Two years before passage of the amendment, in 1970, a total of 27 girls played on a secondary-school sports teams. A generation later, according to the Women's Sports Federation, every third school-girl plays a competitive team sport. This includes such previously "male" games as volley ball and basketball and also ice hockey, and football, or soccer as it is called in the United States.

Attendance at women's collegiate team sports has nearly quadrupled in less than 15 years -- from a little over a million people in 1982 to more than 4 million last year.

But that was only team sports for fun -- with female athletes playing the game as unpaid amateurs. Few people, it was thought, would pay to watch a women's sports team play. Three failed attempts at forming professional women's basketball leagues seemed to prove that.

Then came last year's Summer Olympics in Atlanta. The Atlanta Olympics cast American women's team sports in an entirely new light. The U.S. teams captured the enthusiasm of American sports fans who watched, fascinated, the women's hard-fought, gold-medal action in Olympic basketball and volleyball.

Concludes a suvey by Manhattan-based "Business Week": "Expanded collegiate sports programs for women have helped create a pumped-up new generation of athletes -- and fans. And with the stunning success of American women athletes at last year's Summer Olympics, the outlook for commercial success in women's team sports has never been brighter."

Since then, four new women's professional leagues have formed, including two in basketball. This time the leagues have corporate financial support behind them, from such major companies as Nike (the Oregon-based sport-shoe leader), Anheuser-Busch (the nation's largest brewer), AT&T (the telecommunications giant) and McDonald's. These corporate sponsors have pledged millions of dollars to help start the new leagues. And they have done so because they believe their sponsorship will eventually make them money.

The sponsors reason that the increased participation of women in team sports translates into a big new market, not only for sports equipment and sports-related products aimed at women, but also for the goods and services provided by the companies that show their support for the new leagues.

And what of the future?

Women's ice hockey has already become, says "Business Week," one of the fastest growing sports in North America (including Canada). USA Hockey, the sport's governing body in the United States, says the number of female players registered with it has grown from fewer than 6,000 five years ago to nearly 21,000 today. And another 25,000 women are playing on teams across Canada.

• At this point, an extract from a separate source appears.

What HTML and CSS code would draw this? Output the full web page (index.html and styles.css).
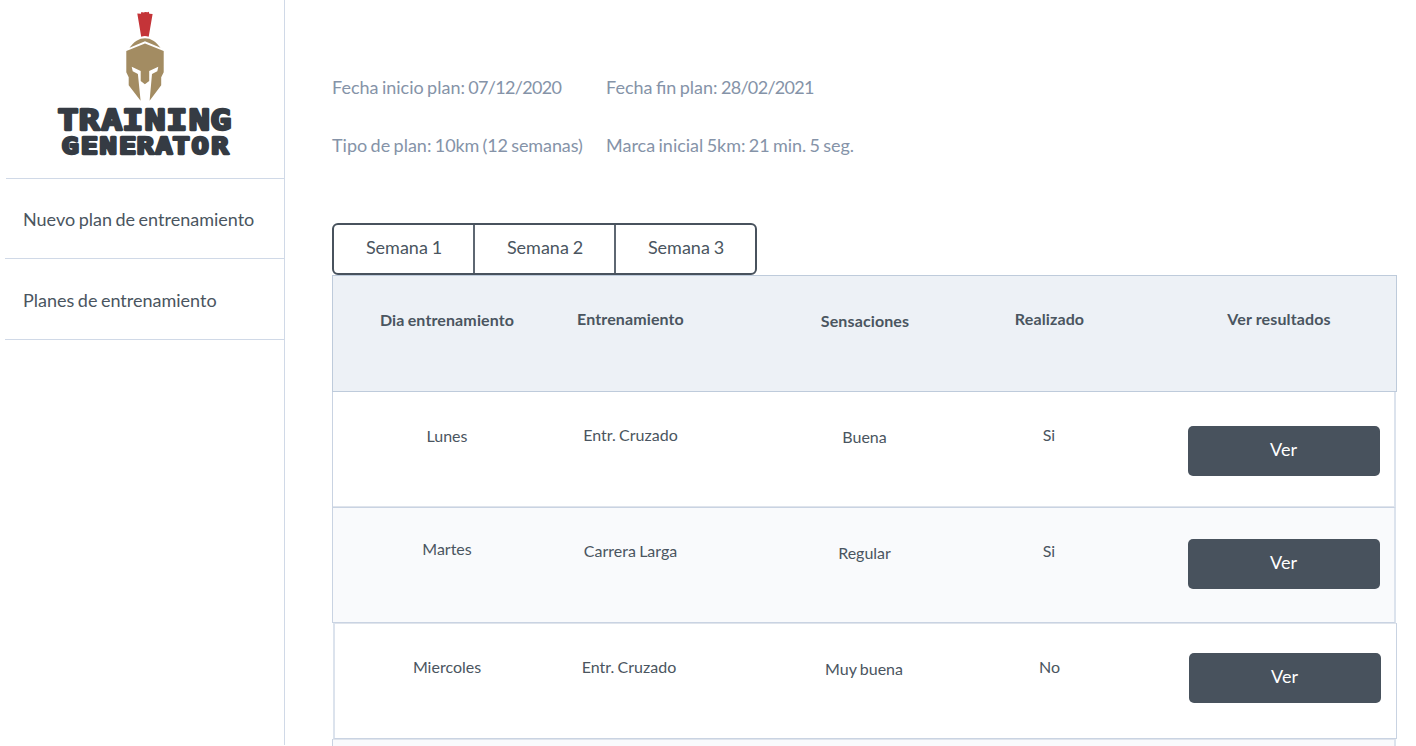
FILE: index.html
```html
<!DOCTYPE html>
<html lang="es">
<head>
<meta charset="utf-8">
<title>Training Generator</title>
<link rel="stylesheet" href="styles.css">
</head>
<body>
<div class="app">
  <aside class="sidebar">
    <div class="brand">
      <svg class="logo" width="190" height="170" viewBox="0 0 190 170" role="img" aria-label="Training Generator">
        <path fill="#c43438" d="M87.3 13.5 91 13.8 91.3 12 93.5 12.5 95.3 12 97.5 12.3 98.8 11.8 99.3 13.7 102.6 14 98.7 36.8Q94.8 35.2 91.2 36.8Z"/>
        <path fill="#a38c62" d="M79.500 47.800C84 41.500 89 38.200 95 38.200S106 41.500 110.500 47.800L95 41.300Z"/>
        <path fill="#a38c62" d="M95 43.600 113.700 50.900V72.300L111.200 77.300V85.300L99.600 100.800 102 74 107.300 71.300 108.300 66.700 99.200 71V81L94.900 84.300 90.700 81V71L81.700 66.700 82.700 71.300 87.900 74 90.600 100.800 78.700 85.300V77.300L76.300 72.300V50.900Z"/>
        <g class="wordmark">
          <text transform="translate(0 129.900) scale(1.250 1)" font-size="28" x="6 23.100 41.100 57.900 75.700 93 111 128.200">TRAINING</text>
          <text transform="translate(0 154.400) scale(1.280 1)" font-size="22.500" x="8.900 24.100 38.700 54 67.700 82.300 95.700 110.500 126">GENERATOR</text>
        </g>
      </svg>
    </div>
    <nav class="menu">
      <a class="menu-item">Nuevo plan de entrenamiento</a>
      <a class="menu-item menu-item-last">Planes de entrenamiento</a>
    </nav>
  </aside>
  <main class="content">
    <section class="summary">
      <span>Fecha inicio plan: <span class="date">07/12/2020</span></span><span>Fecha fin plan: <span class="date">28/02/2021</span></span>
      <span>Tipo de plan: <span class="value">10km (12 semanas)</span></span><span>Marca inicial <span class="mark">5km: 21 min. 5 seg.</span></span>
    </section>
    <div class="tabs"><span class="tab">Semana 1</span><span class="tab">Semana 2</span><span class="tab">Semana 3</span></div>
    <div class="table">
      <div class="row head"><span class="day">Dia entrenamiento</span><span>Entrenamiento</span><span class="feeling">Sensaciones</span><span>Realizado</span><span class="result">Ver resultados</span></div>
      <div class="row monday"><span class="day">Lunes</span><span>Entr. Cruzado</span><span class="feeling">Buena</span><span>Si</span><a class="button">Ver</a></div>
      <div class="row tuesday"><span class="day">Martes</span><span>Carrera Larga</span><span class="feeling">Regular</span><span>Si</span><a class="button">Ver</a></div>
      <div class="row wednesday"><span class="day">Miercoles</span><span>Entr. Cruzado</span><span class="feeling">Muy buena</span><span>No</span><a class="button">Ver</a></div>
      <div class="row next"></div>
    </div>
  </main>
</div>
</body>
</html>
```
FILE: styles.css
```css
* { box-sizing: border-box; }
body { margin: 0; background: #fff; color: #4a5560; font: 16px/24px Lato, sans-serif; word-spacing: -.8px; }
.app { display: flex; height: 746px; overflow: hidden; }
.sidebar { width: 285px; height: 745px; padding-left: 5px; border-right: 1px solid #d0d9e7; flex: none; }
.brand { height: 179px; margin-left: 1px; border-bottom: 1px solid #d0d9e7; }
.logo { display: block; margin-left: 44px; }
.wordmark { font-family: "DejaVu Sans Mono", monospace; font-weight: 700; fill: #353b43; stroke: #353b43; stroke-width: 2.300; stroke-linejoin: round; word-spacing: 0; }
.menu-item { display: block; height: 80px; padding: 28px 0 0 18px; border-bottom: 1px solid #d0d9e7; font-size: 18px; word-spacing: -1.1px; }
.menu-item-last { height: 81px; padding-top: 29px; }
.content { flex: none; width: 1131px; padding: 75px 0 0 47px; }
.summary { display: grid; grid-template-columns: 274px 300px; row-gap: 34px; height: 148px; align-content: start; color: #8593a8; font-size: 18px; word-spacing: -1.2px; }
.date { letter-spacing: -.68px; }
.value { letter-spacing: -.1px; }
.mark { letter-spacing: -.05px; }
.tabs { display: flex; width: 425px; height: 52px; border: 2px solid #48525d; border-radius: 6px; font-size: 18px; }
.tab { flex: 1; padding: 10px 0 0 1px; text-align: center; }
.tab + .tab { border-left: 2px solid #5e6772; }
.table { width: 1065px; }
.row { display: grid; grid-template-columns: 180px 187px 282px 86px 192px; align-items: start; width: 1064px; height: 116px; padding: 31px 0 0 24px; border: 1px solid #c9d3e2; border-top: 0; text-align: center; }
.row > :last-child { margin-left: 96px; margin-right: -96px; }
.day { padding-top: 1px; }
.feeling { padding-top: 2px; }
.row .feeling { margin-left: -1px; }
.head { width: 1065px; height: 117px; border: 1px solid #becbdb; background: #edf1f6; font-weight: 700; letter-spacing: .12px; }
.row.head .feeling { margin-left: 0; }
.head > :nth-child(4) { padding-left: 1px; }
.result { padding-right: 10px; word-spacing: 0; }
.button { height: 50px; margin-top: 3px; padding: 11px 1px 0 0; border-radius: 5px; background: #48525d; color: #fff; font-size: 18px; }
.monday, .tuesday { border-right: 2px solid #dce3ed; }
.monday { box-shadow: inset 0 -1px #dfe4ec; }
.tuesday { height: 115px; background: #f9fafc; }
.tuesday .day { margin-top: -2px; padding: 0; }
.tuesday .button { margin-top: 0; }
.wednesday { width: 1064px; margin-left: 1px; padding: 32px 0 0 22px; border-left: 2px solid #dce3ed; box-shadow: inset 0 1px #dfe4ec; }
.wednesday > :nth-child(2) { margin-left: -3px; }
.wednesday > :nth-child(4) { padding-left: 1px; }
.wednesday .day { padding: 0; }
.row.wednesday .feeling { margin-left: -2px; }
.row.wednesday .button { margin: -2px -97px 0 97px; }
.next { background: #f9fafc; box-shadow: inset 0 1px #dfe4ec; border-right: 2px solid #dce3ed; }
```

Women's ice hockey will make its debut as an Olympic sport at next year's Winter Games in Nagano, Japan. Says a member of the U.S. team, Cammi Granato: "We're introducing a sport to people who don't know it exists. We have a chance to show them a pure form of ice hockey without all the blood" of the men's version. And, Granato adds, "seeing us will teach little girls not to accept other people's limits."

Therein lies the spirit and the real significance of the social revolution unleashed by that 1972 amendment to the nation's civil-rights law.